« on: April 30, 2008, 11:45:02 PM »
I'm one more question on one take-home exam away from being a 3L (thank God), so I don't really qualify, but what the hell...
I completely agree that outlining is vastly overrated. If you take good notes in class (not stenography, but listening to what the professor says and writing down the important stuff)(the more Socratic the professor, the harder this is) then that should be all you need to study for the final. Read it, know it, put tabs on it by topic so you can find it in a hurry. I wish I could get back all the hours I spent outlining as a 1L, what a complete waste of time.
Even so, in required classes, it's good to have an outline. But not yours - get a good one from a 2L or 3L. One of the best reasons to get involved in organizations (and pick one, maybe two, and get involved - you won't have time for more than that) is so that you can meet upperclassmen who had your professors last year or the year before. They are gold mines of information and good outlines. Go through it, tab it just like you did with your class notes, and know how to find the stuff in it.
Hornbooks are your best friend. My wife - who got her JD years ago - recommended them to me and I blew her off, thinking that I'd never have time to read them in addition to all the reading I was doing for class. I wised up this year - get a good hornbook for your class (ask the professor which one he recommends, that's usually a good suggestion) and stick it on the shelf. If you get confused about something during the semester, pull it out and look it up and you probably won't be confused any more. When you are preparing for the exam, read the sections that address the topics you covered in class and use them to supplement the notes that you took in class. The hornbook will tell you what the correct tests are for each issue - that should already be in your notes, but more than once I discovered that I'd written it down wrong when I was getting it in class, or I'd mixed something up. Buy them used online, but don't get editions that are too old (believe it or not, the law does evolve over the years even in the hoary old core subjects).

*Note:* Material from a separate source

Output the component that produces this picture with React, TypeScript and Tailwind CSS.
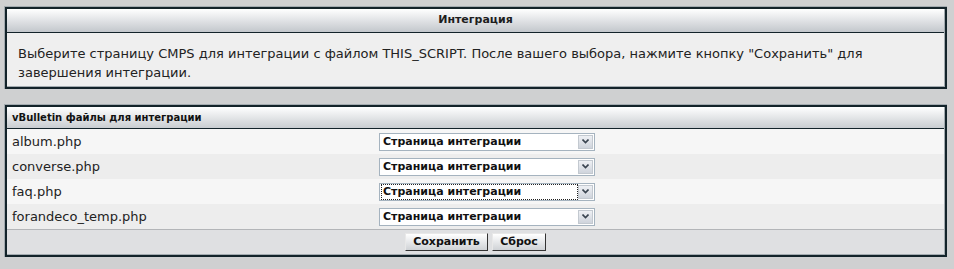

Don't be a butthead. There's really nothing to be gained by acting like a jerk, so be nice. It will pay dividends down the road.
Share your notes.
Find a passion for something, whether it is journal, moot court, mock trial, a club, whatever. Volunteer. Be a leader in it. It will be a pain in the ass more often than not, but it will help keep you sane.
Get the hell out of the law school as often as possible.
Get to know the deans, professors, and staff. Say hello. Make conversation. The time will come when you will want to ask them for favors, and it will help if you know them and they know you. You don't have as much control over your grades as you'd like to think you do, but you have lots of control over your reputation. In the long run, your reputation will get you a lot farther than your law school grades will. Start working on it now. You'll be glad you did, and it really doesn't take any effort.
Try to see the humor in things. Remember that almost everything that happens in law school has an element of the absurd to it. If you can keep smiling at that, it'll help you get through it with your sanity intact.
Eat good food. But not too much of it.
If you have to go up or down one floor, take the stairs.
Go outside and look at the stars every now and then.
Try to keep your house/apartment/room relatively neat. You'll feel more organized if the things that surround you look organized.
When you get a chance, take useful classes. Try to avoid classes with closed-book exams.
There's more, but I'm going to finish this exam if it kills me. Best of luck next year to all.